D’un même souffle, l’autrice, qui est de plus en plus reconnue comme une figure incontournable de la littérature jeunesse au Québec, conclut : « C’est ma vie de tous les jours, au travail ou dans les salons : ma diversité. »

 

Le jour où la terre a tremblé
Dominique et compagnie
À 13 ans, Cornélie s’épanouit dans sa vie personnelle et rêve de faire grandir Haïti de l’intérieur. Toutefois, il ne faut que quelques instants pour que le monde s’effondre, le 12 janvier 2010. Pour qu’une poussière qui vole et semble prendre l’aspect de la neige recouvre tout. Les vivants, hébétés, comme les morts.

 

 

 

Militant (2 tomes)
De Mortagne
2042. Alors que le réchauffement climatique fait en sorte que le monde s’effondre, Mathis s’investit dans une organisation pour sauver l’environnement.

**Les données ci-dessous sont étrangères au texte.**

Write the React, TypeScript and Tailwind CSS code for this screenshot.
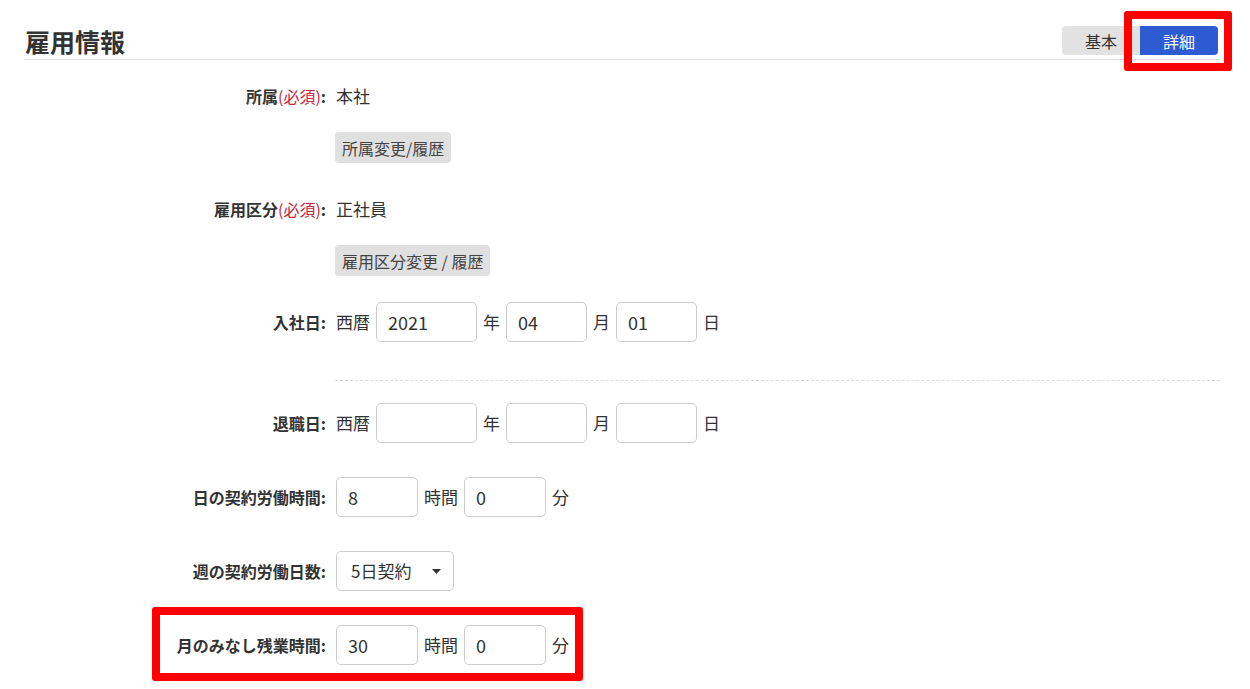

Un simple humain peut difficilement changer le cours des choses, mais une rencontre surprenante pourrait lui offrir des pouvoirs… inattendus!

 

 

 

Pour que tu reviennes
Hugo Roman
Dans un HLM de Montréal, Izobel se lie d’amitié avec Elijah, un voisin chez qui elle prend l’habitude de se réfugier quand ça ne se passe pas bien chez elle. En grandissant, ils voient leur amitié se transformer, devenant teintée d’ambiguïté, qu’ils taisent tous les deux. Quand ils cessent enfin de fuir leur sentiment et effleurent enfin un peu de bonheur, un événement tragique survient. L’amour, pour ces deux écorchés, encore une fois, ne semble pas être à leur portée… À moins de déjouer la vie peut-être? [AM]

 

Gangland
Boomerang
Paru dans la collection « Nuances », qui propose aux lecteurs de faire un choix, Gangland, c’est l’histoire de Seb, qui n’a connu que la violence. À 10 ans, il participe à sa première sortie de gang. À 12 ans, il se venge lui-même du chef d’un clan adverse et gagne son surnom : DeathWish. Mais plus le temps file et plus il a de la difficulté à se regarder dans un miroir.